Saturday, February 29, 2020

D is for Dogs

  • DIY Dog bone manipulatives
    1. I bought a box of dog bone treats at the Dollar Tree. At home I sprayed each of them with a clear coat spray paint (mainly to keep the kids from eating them, but also to keep them cleaner. I didnt want them crumbling or have our hands smell like dog treats!)
    2. After they dried, on 26 of them I wrote one letters of the alphabet on each bone with a sharpie. I also kept a bunch blank for math and counting.
      • OPTIONS: you could paint them different colors, not just clear.
      • Write numbers, shapes, or specific letters on the bones (vowels, just D’s and d’s), etc.)

  • Dog Bone Letter match
    • With our alphabet of dog bones, we matched them to lettered dog bones on paper
    • (you could also simply write the alphabet on a piece of paper and have them match the letters on the bones to the letters on the paper).

  • Dog Bone Alphabet sort
    • We also put the dog bones in order of the alphabet.
    • Then sang the ABCs while pointing to each letter on the bones.

  • Tally Counting Dogs
    • On a piece of paper, have your preschooler write DOGS at the top. Put the paper on a clipboard (or hard cover book).
    • Go on a walk around your neighborhood, and count the dogs your see.
    • As you count them, use the tally system for counting. Teach your preschooler/s when they get to 5, they use one line to cross out the other 4 tallies.
    • When your walk is over, count the tallies and write the total at the bottom.

  • Dog Bone Math
    • With a veggie tray (aka: sorting tray) and the blank dog bone treats, I wrote out numbers, tallies or simple equations and the answer in dog bones would go in the tray.

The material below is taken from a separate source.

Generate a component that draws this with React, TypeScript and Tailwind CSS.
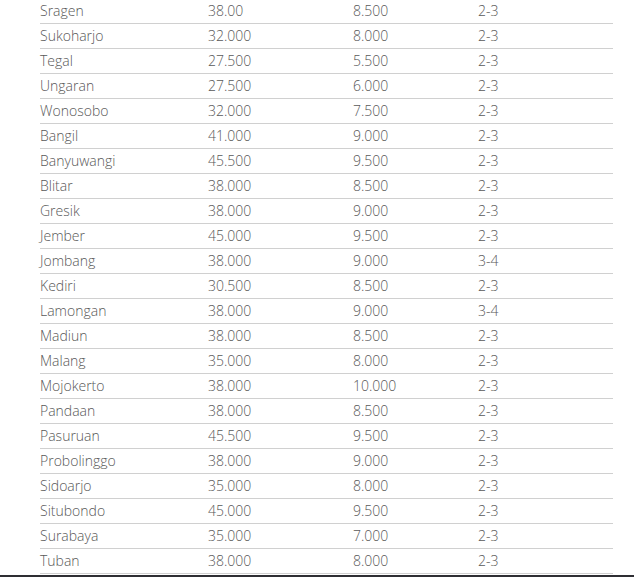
const ROWS = [
  ["Sragen", "38.00", "8.500", "2-3"],
  ["Sukoharjo", "32.000", "8.000", "2-3"],
  ["Tegal", "27.500", "5.500", "2-3"],
  ["Ungaran", "27.500", "6.000", "2-3"],
  ["Wonosobo", "32.000", "7.500", "2-3"],
  ["Bangil", "41.000", "9.000", "2-3"],
  ["Banyuwangi", "45.500", "9.500", "2-3"],
  ["Blitar", "38.000", "8.500", "2-3"],
  ["Gresik", "38.000", "9.000", "2-3"],
  ["Jember", "45.000", "9.500", "2-3"],
  ["Jombang", "38.000", "9.000", "3-4"],
  ["Kediri", "30.500", "8.500", "2-3"],
  ["Lamongan", "38.000", "9.000", "3-4"],
  ["Madiun", "38.000", "8.500", "2-3"],
  ["Malang", "35.000", "8.000", "2-3"],
  ["Mojokerto", "38.000", "10.000", "2-3"],
  ["Pandaan", "38.000", "8.500", "2-3"],
  ["Pasuruan", "45.500", "9.500", "2-3"],
  ["Probolinggo", "38.000", "9.000", "2-3"],
  ["Sidoarjo", "35.000", "8.000", "2-3"],
  ["Situbondo", "45.000", "9.500", "2-3"],
  ["Surabaya", "35.000", "7.000", "2-3"],
  ["Tuban", "38.000", "8.000", "2-3"],
];

export default function App() {
  return (
    <div className="w-[634px] h-[577px] bg-white overflow-hidden flex flex-col font-['Open_Sans',sans-serif] font-light text-[14px] text-[#585858]">
      {/* price table */}
      <div className="ml-[40px] w-[573px] flex flex-col">
        {ROWS.map((r, i) => (
          <div
            key={r[0]}
            className={`grid grid-cols-[168px_145px_125px_1fr] items-center border-b border-[#d0d0d0] ${
              i === 0 ? "h-[24px] pb-[3px]" : "h-[25px] pb-[2px]"
            }`}
          >
            <span>{r[0]}</span>
            <span>{r[1]}</span>
            <span>{r[2]}</span>
            <span>{r[3]}</span>
          </div>
        ))}
      </div>

      {/* footer edge */}
      <div className="mt-[1px] h-[2px] w-full bg-[#2e2e33]" />
    </div>
  );
}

  • DIY Plastic Dog Manipulatives
    • At the Dollar Tree I found some packs of plastic cats and dogs (yes, they come together…save the cats for C week!). I pulled out the spray paint and painted each one a different color.
    • Let them dry, then use in sensory bins, with the next activity (Go, Dog, Go!) or any pretend play!

  • Read Go, Dog, Go! by P.D. Eastman
           Lots of fun to be had with this book!
    • Use the spray painted dog manipulative toys from above, an updated colored tree and dog printable, and the book, particulary the page that says, “A red dog on a blue tree. A blue dog on a red tree. A green dog on a yellow tree.”
    • Options:
      • Copy the book and have your preschool put a red dog on the blue tree, a blue dog on the red tree, and a green dog on a yellow tree.
      • Tell your preschooler which dogs go in which tree.
      • Match the color of dog to the color of tree.
      • Have your preschool put any dog on any tree and have them tell you what color dog is on what color tree.
      • Roll two dice (with colors, not numbers). One is the dog color die, and the other is the tree color die. After they roll, put that color dog on that color tree.

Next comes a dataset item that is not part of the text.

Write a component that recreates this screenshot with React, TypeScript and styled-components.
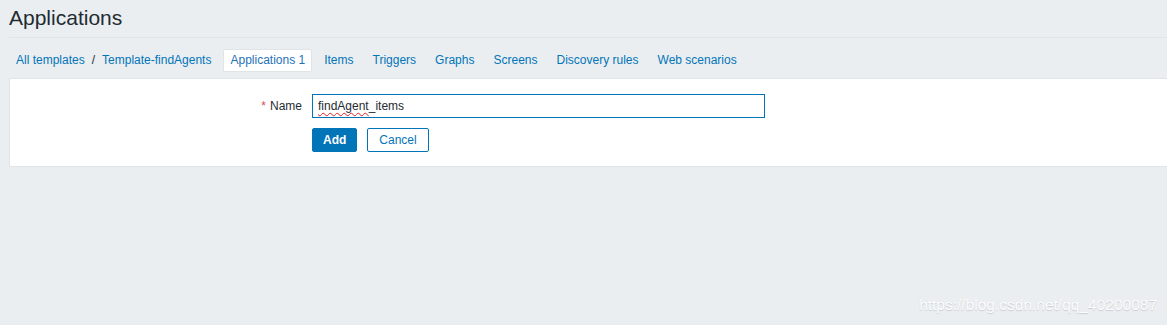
import React from 'react';
import styled, { createGlobalStyle } from 'styled-components';

const GlobalStyle = createGlobalStyle`
  html, body {
    margin: 0;
    padding: 0;
    background: #ebeef1;
    font-family: Arial, "Liberation Sans", sans-serif;
    font-size: 12px;
    color: #1f2c33;
  }
`;

const Page = styled.div`
  position: relative;
  height: 325px;
  padding: 0 0 0 9px;
  box-sizing: border-box;
  overflow: hidden;
`;

const Header = styled.div`
  height: 37px;
  border-bottom: 1px solid #dfe4e7;
  display: flex;
  align-items: center;
`;

const Title = styled.h1`
  margin: 0;
  font-size: 21px;
  font-weight: normal;
  color: #1f2c33;
  position: relative;
  top: -1px;
`;

const Nav = styled.ul`
  list-style: none;
  margin: 0;
  padding: 11px 0 0 0;
  display: flex;
  align-items: center;
  height: 22px;
`;

const Crumb = styled.li`
  display: flex;
  align-items: center;
  color: #0275b8;
  padding: 0 12px 0 7px;
  font-size: 12px;
`;

const Sep = styled.span`
  color: #1f2c33;
  margin: 0 7px;
`;

const Tab = styled.li<{ $active?: boolean }>`
  font-size: 12px;
  padding: 3px 6px 4px;
  margin-right: 5px;
  background: ${(p) => (p.$active ? '#ffffff' : 'transparent')};
  border: 1px solid ${(p) => (p.$active ? '#dfe4e7' : 'transparent')};
  border-radius: 2px;
  color: ${(p) => (p.$active ? '#1f72b8' : '#0275b8')};
`;

const Panel = styled.div`
  margin-top: 7px;
  background: #ffffff;
  border: 1px solid #dfe4e7;
  border-right: none;
  height: 89px;
  box-sizing: border-box;
  padding-top: 15px;
`;

const Row = styled.div`
  display: grid;
  grid-template-columns: 292px 453px;
  column-gap: 10px;
  align-items: center;
  margin-bottom: 10px;
`;

const Label = styled.label`
  text-align: right;
  font-size: 12px;
  color: #1f2c33;
`;

const Star = styled.span`
  color: #d64e4e;
  margin-right: 4px;
`;

const Input = styled.div`
  height: 24px;
  box-sizing: border-box;
  border: 1px solid #0275b8;
  padding: 0 5px;
  display: flex;
  align-items: center;
  font-size: 12px;
  color: #1f2c33;
`;

const Misspelled = styled.span`
  text-decoration: underline wavy #e02020;
  text-decoration-thickness: 1px;
  text-underline-offset: 2px;
`;

const Buttons = styled.div`
  grid-column: 2;
  display: flex;
  gap: 10px;
`;

const Button = styled.button<{ $primary?: boolean }>`
  height: 24px;
  box-sizing: border-box;
  padding: 0 ${(p) => (p.$primary ? '10px' : '11px')};
  font-family: Arial, "Liberation Sans", sans-serif;
  font-size: 12px;
  font-weight: ${(p) => (p.$primary ? 'bold' : 'normal')};
  border-radius: 2px;
  border: 1px solid #0275b8;
  background: ${(p) => (p.$primary ? '#0275b8' : '#ffffff')};
  color: ${(p) => (p.$primary ? '#ffffff' : '#0275b8')};
  cursor: pointer;
`;

const Watermark = styled.div`
  position: absolute;
  right: 10px;
  bottom: 11px;
  font-size: 15.5px;
  color: #fbfcfd;
  text-shadow: 0 1px 1px #c7cbcf;
  font-family: Arial, "Liberation Sans", sans-serif;
`;

const tabs = ['Items', 'Triggers', 'Graphs', 'Screens', 'Discovery rules', 'Web scenarios'];

export default function App() {
  return (
    <>
      <GlobalStyle />
      <Page>
        <Header>
          <Title>Applications</Title>
        </Header>
        <Nav>
          <Crumb>
            All templates<Sep>/</Sep>Template-findAgents
          </Crumb>
          <Tab $active>Applications 1</Tab>
          {tabs.map((t) => (
            <Tab key={t}>{t}</Tab>
          ))}
        </Nav>
        <Panel>
          <Row>
            <Label>
              <Star>*</Star>Name
            </Label>
            <Input>
              <Misspelled>findAgent</Misspelled>_items
            </Input>
          </Row>
          <Row>
            <Buttons>
              <Button $primary>Add</Button>
              <Button>Cancel</Button>
            </Buttons>
          </Row>
        </Panel>
        <Watermark>https://blog.csdn.net/qq_40200087</Watermark>
      </Page>
    </>
  );
}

  • Go, Dog, Go!” Opposites
    • I scanned the book and printed out cards of the opposite things the book talks about.
      • ie: Up & Down, In & Out, Dark & Light, etc
      • Play memory style to match the opposites
      • Hold up a card and have your preschooler tell you what it is and what the opposite it (or find the opposite card).

  • Read Dog’s Colorful Day” by Emma Dodd
    • I cant remember where I found these printables (google search "Dog's Colorful Day Preschool activities" and I'm sure you will find it! Let me know if you do!!)
      • You will need glue sticks, scissors, and dot stampers (or crayons/markers).

  • Dog Suncatcher
    • This is hit and miss at the Dollar Tree, but if you find a dog suncatcher, it is a great activity to talk about primary and secondary colors (as it only comes with primary colors).

**For more Dog activities click HERE, for more Letter D preschool ideas click HERE**

Thursday, February 27, 2020

C is for Carrots

C is for Carrot day!!!

  • Taste Test Carrots
    1. If you can, pick a carrot from the ground. Otherwise, buy all of them at the store.
    2. Let your preschooler peel a long carrot. Be careful!
    3. Adults: cut carrots lengthwise, slices, and baby carrots. Taste them, see if the different shapes make them taste different!
  • Make Playdoh Carrots
    1. With orange playdoh (or any color would work), roll it into a carrot like shape.
    2. Use a plastic knife, or butter knife, and a cutting board to practice cutting carrots.
    3. Repeat!
  • Carrot Sensory Bin
    1. I made polymer clay carrots (3 different sizes) and put them, along with carrot sprinkles, in a bin of kinetic sand.
    2. Have your preschool find and sort the carrots according to size, line them up in rows, just like in a garden.
    3. After counting how many carrots are in each row, use number cookie cutters to make imprints of the number they counted.
  • Read Too Many Carrots, by Katy Hudson
    1. I printed (and laminated) animals that are in the book – a bunny, beaver, bird, squirrel, and turtle. Then we talked about them and put them in order as they came up in the book. (They can play with these laminated animals in their sensory bin with the carrots too).
  •  Carrot Counting
    1. What you need:
      • Orange paper
      • Green paper
      • Brown paper
      • Scissors
      • Glue stick
    2. On the orange paper, draw triangles (in a zig zag) for your preschooler to cut. These will be the carrots.
      • number each triangle, for the next part of the project.
    3. Cut the green paper into strips. These are the green tops of the carrots.
    4. Have your preschooler glue the orange triangles to the brown paper (the dirt), in order of number.
    5. Whatever number is on the carrot, add that many green strips to the top (glue them on).
  • Carrot ABC matching
    1. Using the carrot sprinkles that you used in the sensory bin, write a letter of the alphabet on each carrot sprinkle. 
    2. Using the ABC Carrot Printable from School Time Snippets.
    3. As they find the carrot sprinkles in the sensory bin or just have them in a little bowl, match them ABC carrots.
      • You could also use her printable carrots, or scrabble pieces, or any ABC letters.